Stock Compensation Adds Risks for Growth Companies

Many US technology companies use stock compensation to help align workers’ performance with shareholder interests. But stock-based compensation also creates accounting distortions that add risks to unwitting investors—especially as growth company valuations face increased scrutiny today.

Engineers and salespeople in public US technology firms receive a significant portion of their pay in the form of stock-based compensation (SBC) (Display). Company boards and management teams generally believe that this is a good way to link workers’ performance with shareholders’ interests. Employees seem to like it too, judging by reports that tech firms compete hotly for talent with promises of stock.

Does Noncash Mean “Not Important”?

Tech firms also favor SBC because it flatters company accounts. Investors typically exclude SBC expenses from their calculations of free cash flow on the grounds that this expense is noncash. Firms issue so-called pro forma results and guidance without SBC expense alongside the official presentation. After all, managements tend to do what investors encourage them to do.
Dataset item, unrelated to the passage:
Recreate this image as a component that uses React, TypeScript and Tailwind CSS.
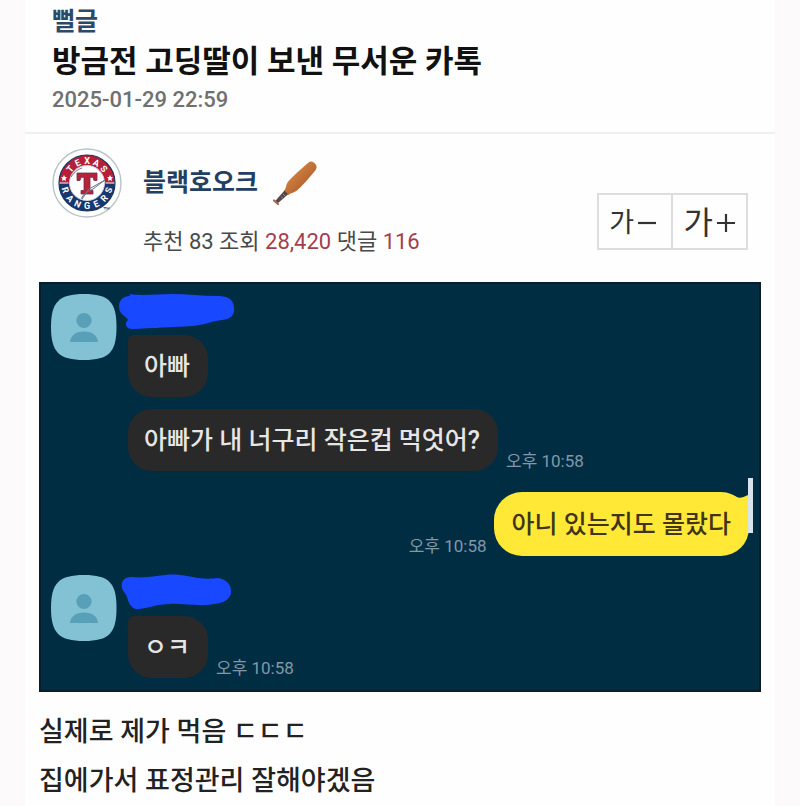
import { ReactNode } from "react";

// Start angle, angle between letters and baseline of each half of the ring
const ringText = [
	{ word: "TEXAS", from: -50, step: 25, y: 16 },
	{ word: "RANGERS", from: 72, step: -24, y: 61 },
];

const TeamLogo = () => (
	<svg viewBox="0 0 70 70" className="size-[70px]" aria-hidden="true">
		<circle cx="35" cy="35" r="34" fill="#fff" stroke="#b9c4c6" strokeWidth="1.4" />
		<path d="M7 35a28 28 0 0 1 56 0z" fill="#b71f38" />
		<path d="M7 35a28 28 0 0 0 56 0z" fill="#16386f" />
		<circle cx="35" cy="35" r="28" fill="none" stroke="#17335f" strokeWidth="1.2" />
		<circle cx="35" cy="35" r="17.5" fill="#fff" stroke="#cbd3df" strokeWidth="1" />
		<path d="M7.500 35h9M53.500 35h9" stroke="#fff" strokeWidth="1" />
		<path
			d="M12 27l1 2 2 .2-1.500 1.500.4 2.200-1.900-1-1.900 1 .4-2.200L9 29.200l2-.2zM58 27l1 2 2 .2-1.500 1.500.4 2.200-1.900-1-1.900 1 .4-2.200-1.500-1.500 2-.2z"
			fill="#fff"
		/>
		{ringText.map(({ word, from, step, y }) =>
			word.split("").map((letter, idx) => (
				<text
					key={`${word}_${idx}`}
					x="35"
					y={y}
					textAnchor="middle"
					fill="#fff"
					className="font-['Roboto',sans-serif] text-[9px] font-bold"
					transform={`rotate(${from + idx * step} 35 35)`}
				>
					{letter}
				</text>
			))
		)}
		<path
			d="M25 25h20v7.500h-3l-1-3.200h-3v13.200h3V46H29v-3.500h3V29.300h-3l-1 3.200h-3z"
			fill="#b3243b"
			stroke="#7c2744"
			strokeWidth=".8"
		/>
		<path
			d="M19 29c4-6 8-8 11-9M30 49l7-8 16-9-12 9-6 3-5 7z"
			fill="none"
			stroke="#65748a"
			strokeWidth="1"
		/>
		<path d="M51.500 59.500h3M53 59.500v2M55 61.500v-2l1 1 1-1v2" fill="none" stroke="#16386f" strokeWidth=".7" />
	</svg>
);

const Bat = () => (
	<svg viewBox="0 0 46 46" className="size-[46px]" aria-hidden="true">
		<defs>
			<linearGradient id="wood" x1="0" y1="0" x2="1" y2="1">
				<stop offset=".3" stopColor="#d08040" />
				<stop offset=".75" stopColor="#b0602c" />
			</linearGradient>
		</defs>
		<path
			d="M36 3c2-1.800 4-2 6-.3l1.500 1.500c1.600 1.800 1.400 4-.2 6.300C38 17 31 25 25 30.500c-2.500 2.200-6 2-8.500 4.500L12 31c2-2 1.700-5.500 3.500-8.500C20 17 30 8 36 3z"
			fill="url(#wood)"
		/>
		<path d="M12.500 30.500l3.700 3.700L5.500 43.500l-2.500-2.300z" fill="#574746" />
		<path d="M2 40.500l4 3.500" stroke="#a06c58" strokeWidth="2.200" strokeLinecap="round" />
		<path d="M11 34l2 2M9 36.500l2 2" stroke="#9d8584" strokeWidth="1" />
	</svg>
);

const Avatar = () => (
	<svg viewBox="0 0 68 68" className="size-[68px] shrink-0" aria-hidden="true">
		<path d="M34 1c25 0 32.500 8 32.500 33S59 67 34 67 1 59 1 34 9 1 34 1z" fill="#83c1d4" />
		<circle cx="34" cy="27.500" r="7.600" fill="#57a0b7" />
		<path d="M20 49c.5-6.500 6-10.500 14-10.500S47.500 42.500 48 49z" fill="#57a0b7" />
	</svg>
);

const Time = () => (
	<time className="text-[17px] leading-5 text-[#8198a9]">오후 10:58</time>
);

const Bubble = ({ first = false, children }: { first?: boolean; children: ReactNode }) => (
	<p
		className={`flex h-[62px] items-center rounded-3xl bg-[#292929] pt-[2px] pr-[18px] pl-4 text-[25px] font-medium text-[#e6e6e6] ${
			first ? "rounded-tl-md" : ""
		}`}
	>
		{children}
	</p>
);

const Incoming = ({ scribble, children }: { scribble: string; children: ReactNode }) => (
	<div className="flex items-start gap-[10px]">
		<Avatar />
		<div className="flex min-w-0 flex-col items-start">
			<svg viewBox="0 0 120 42" className="-ml-[10px] h-[42px] w-[120px]" aria-hidden="true">
				<path d={scribble} fill="#1848ff" />
			</svg>
			{children}
		</div>
	</div>
);

const App = () => (
	<div className="min-h-screen bg-[#fcfafb] px-[25px] font-['Roboto','Noto_Sans_CJK_KR',sans-serif]">
		<main className="min-h-screen bg-[#fefefe]">
			<header className="border-b-2 border-[#efefef] px-[27px] pt-[6px] pb-[18px]">
				<p className="text-[25px] leading-8 font-bold text-[#2d4967]">뻘글</p>
				<h1 className="text-[31px] leading-[48px] font-bold text-[#111111]">
					방금전 고딩딸이 보낸 무서운 카톡
				</h1>
				<time className="block text-[22px] leading-7 font-medium text-[#707070]">
					2025-01-29 22:59
				</time>
			</header>

			<section className="flex items-start px-[27px] pt-[14px]">
				<TeamLogo />
				<div className="ml-[21px] flex-1">
					<div className="flex h-[70px] items-center gap-[14px]">
						<a href="#author" className="text-[25px] font-bold text-[#233f63]">
							블랙호오크
						</a>
						<Bat />
					</div>
					<p className="mt-[10px] text-[22px] leading-7 text-[#494949]">
						추천 83 조회 <span className="text-[#a43e4c]">28,420</span> 댓글{" "}
						<span className="text-[#a43e4c]">116</span>
					</p>
				</div>
				<div className="mt-[45px] flex h-[57px] w-[151px] divide-x-2 divide-[#dddddd] border-2 border-[#dddddd] text-[#333333]">
					<button
						type="button"
						aria-label="글자 작게"
						className="flex w-1/2 items-center justify-center gap-1 pt-1 pr-1 text-[27px]"
					>
						가
						<svg viewBox="0 0 18 18" className="size-[18px]">
							<path d="M0 8h18" stroke="currentColor" strokeWidth="2.200" />
						</svg>
					</button>
					<button
						type="button"
						aria-label="글자 크게"
						className="flex w-1/2 items-center justify-center gap-1 pt-[2px] text-[32px]"
					>
						가
						<svg viewBox="0 0 18 18" className="size-[18px]">
							<path d="M0 9h18M9 0v18" stroke="currentColor" strokeWidth="2.200" />
						</svg>
					</button>
				</div>
			</section>

			<section className="mx-[14px] mt-[26px] border-2 border-[#091d2a] bg-[#012d43] px-[9px] pt-[9px] pb-3">
				<Incoming scribble="M12 3C4 3 1 8 1 14c0 7 7 9 9 13-4 3-2 9 4 9 20-1 42-2 60-3 13-1 20-5 30-6 9-1 13-5 12-13-1-9-8-11-17-11-14 0-30-2-46-2-14 0-29 2-41 0z">
					<Bubble first>아빠</Bubble>
					<div className="mt-3 flex items-end gap-2">
						<Bubble>아빠가 내 너구리 작은컵 먹엇어?</Bubble>
						<Time />
					</div>
				</Incoming>

				<div className="mt-[21px] mr-px flex items-end justify-end gap-[7px]">
					<Time />
					<p className="relative flex h-[64px] items-center rounded-[28px] bg-[#ffe936] px-[18px] pt-[2px] text-[25px] font-medium text-[#40351b]">
						아니 있는지도 몰랐다
						<svg
							viewBox="0 0 22 60"
							className="absolute -top-[14px] -right-[4px] h-[60px] w-[22px]"
							aria-hidden="true"
						>
							<path d="M2 17c5 4 9 3 15 0v28z" fill="#ffe936" />
							<path d="M17 0h5v55h-5z" fill="#dbe3ec" />
						</svg>
					</p>
				</div>

				<div className="mt-[18px]">
					<Incoming scribble="M12 3C5 4 3 8 4 14c1 4 4 5 5 9 2 8 6 13 12 12 11-1 18-5 30-5 14-1 31 3 45 0 10-1 16-5 17-11 1-9-6-14-13-15-17 2-22-1-38-3-17-2-28 4-50 2z">
						<div className="flex items-end gap-2">
							<Bubble first>ㅇㅋ</Bubble>
							<Time />
						</div>
					</Incoming>
				</div>
			</section>

			<article className="mx-[14px] pt-4 text-[27px] leading-[49px] font-medium text-[#222222]">
				<p>실제로 제가 먹음 ㄷㄷㄷ</p>
				<p>집에가서 표정관리 잘해야겠음</p>
			</article>
		</main>
	</div>
);

export default App;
Accounting standards require the expensing of SBC. This is because SBC permanently increases (that is, dilutes) the share count, lowering future per-share returns. Equity dilution is noncash only in the trivial sense that it happens directly to the investor through the share count rather than immediately through the cash-flow statement, and in the future rather than the present. But a permanent reduction of future dividends per share is economically significant whether one calls it noncash or not.

Why Care About Stock-Based Compensation?

The divergence between official accounting earnings and pro forma earnings is often extreme. In fact, many US technology firms are unprofitable under the prescribed accounting rules. As a result, shares that are already expensive compared to inflated free-cash-flow numbers are astronomically so when compared to the official measure of earnings (Display).